StubWorld: Swire Pac's NAV Discount Widens. Bs Outperform As
As Swire Pacific (A) (19 HK) plumbs new 12-month lows for its NAV discount and implied stub, Swire's B shares have significantly outperformed the As over the past month.
Preceding my comments on Pac, Swire Properties (1972 HK) & Cathay Pacific Airways (293 HK), are the current setup/unwind tables for Asia-Pacific Holdcos.
These relationships trade with a minimum liquidity of US$1mn, and a % market capitalisation >20%.
Swire Pacific (A) (19 HK)/Swire Properties (1972 HK)/Cathay Pacific Airways (293 HK)
Full-year results for Pac and Prop were both announced on the 7th August - see here and here. Cathay's were released on the 6th August - see here.
Pac's deconsolidated EBITDA was HK$3.8bn, up from HK$2.1bnn in 1H24. It was HK$3.3bn in FY24.

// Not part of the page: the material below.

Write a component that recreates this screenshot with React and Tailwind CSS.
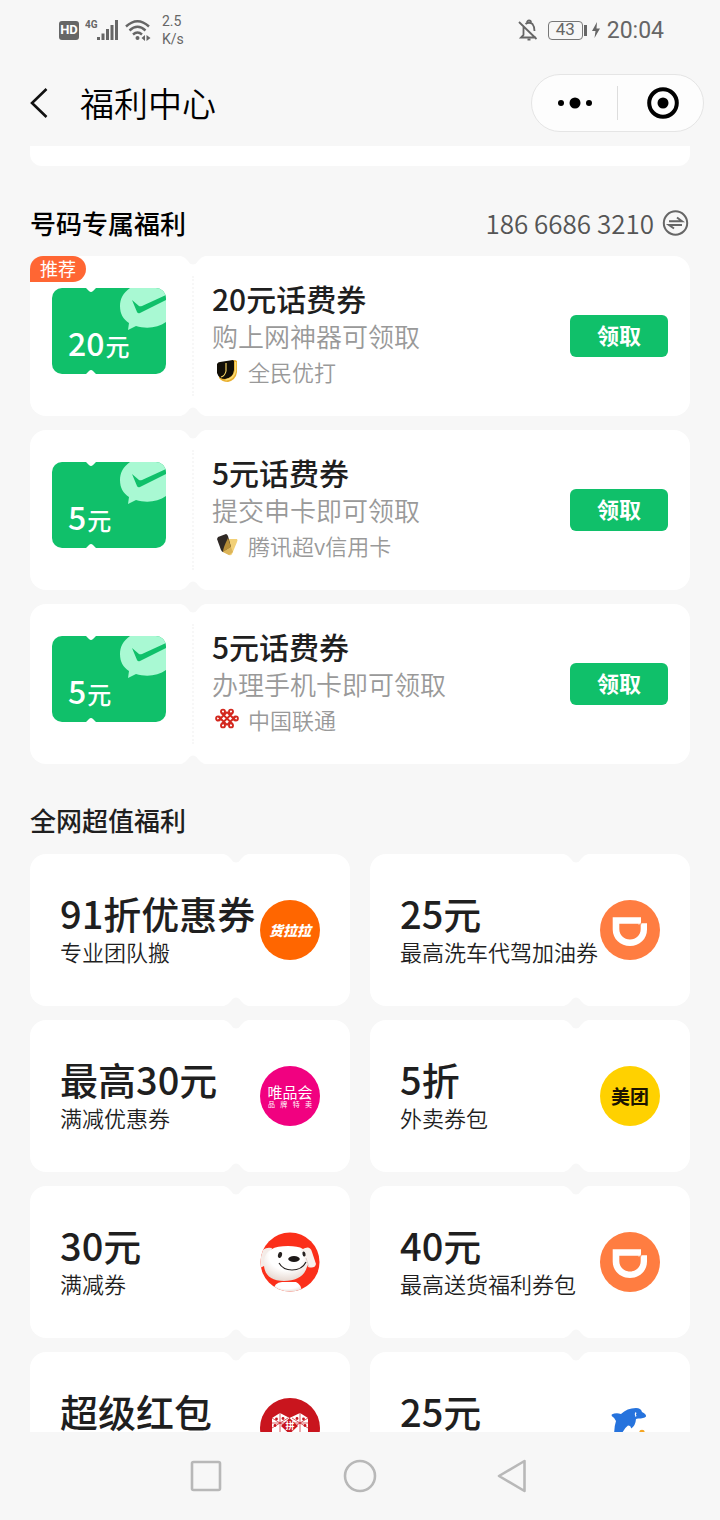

Cathay, on a 100% basis, recorded a profit of HK$3.65bn in the 1H25 vs. a profit of HK$3.6bn (including exceptional gains of HK$109mn) in 1H24 - and why you see "share of profits of associated companies" of HK$1.65bn on page 46 for Pac's 45% share.
The wild card is the valuation of the beverage division which made HK$2.5bn of EBITDA in the 1H25 vs. HK$2.2bn in 1H24.
It generated HK$5bn of EBITDA in FY24, and the second half generally exceeds the first half.
1H25 net debt at the parent level after deconsolidating out Swire Prop was HK$34.7bn compared to HK$32.7bn as at 31st Dec 2024.
I estimate Swire is trading at a 47% discount to NAV against a one-year average of ~37%.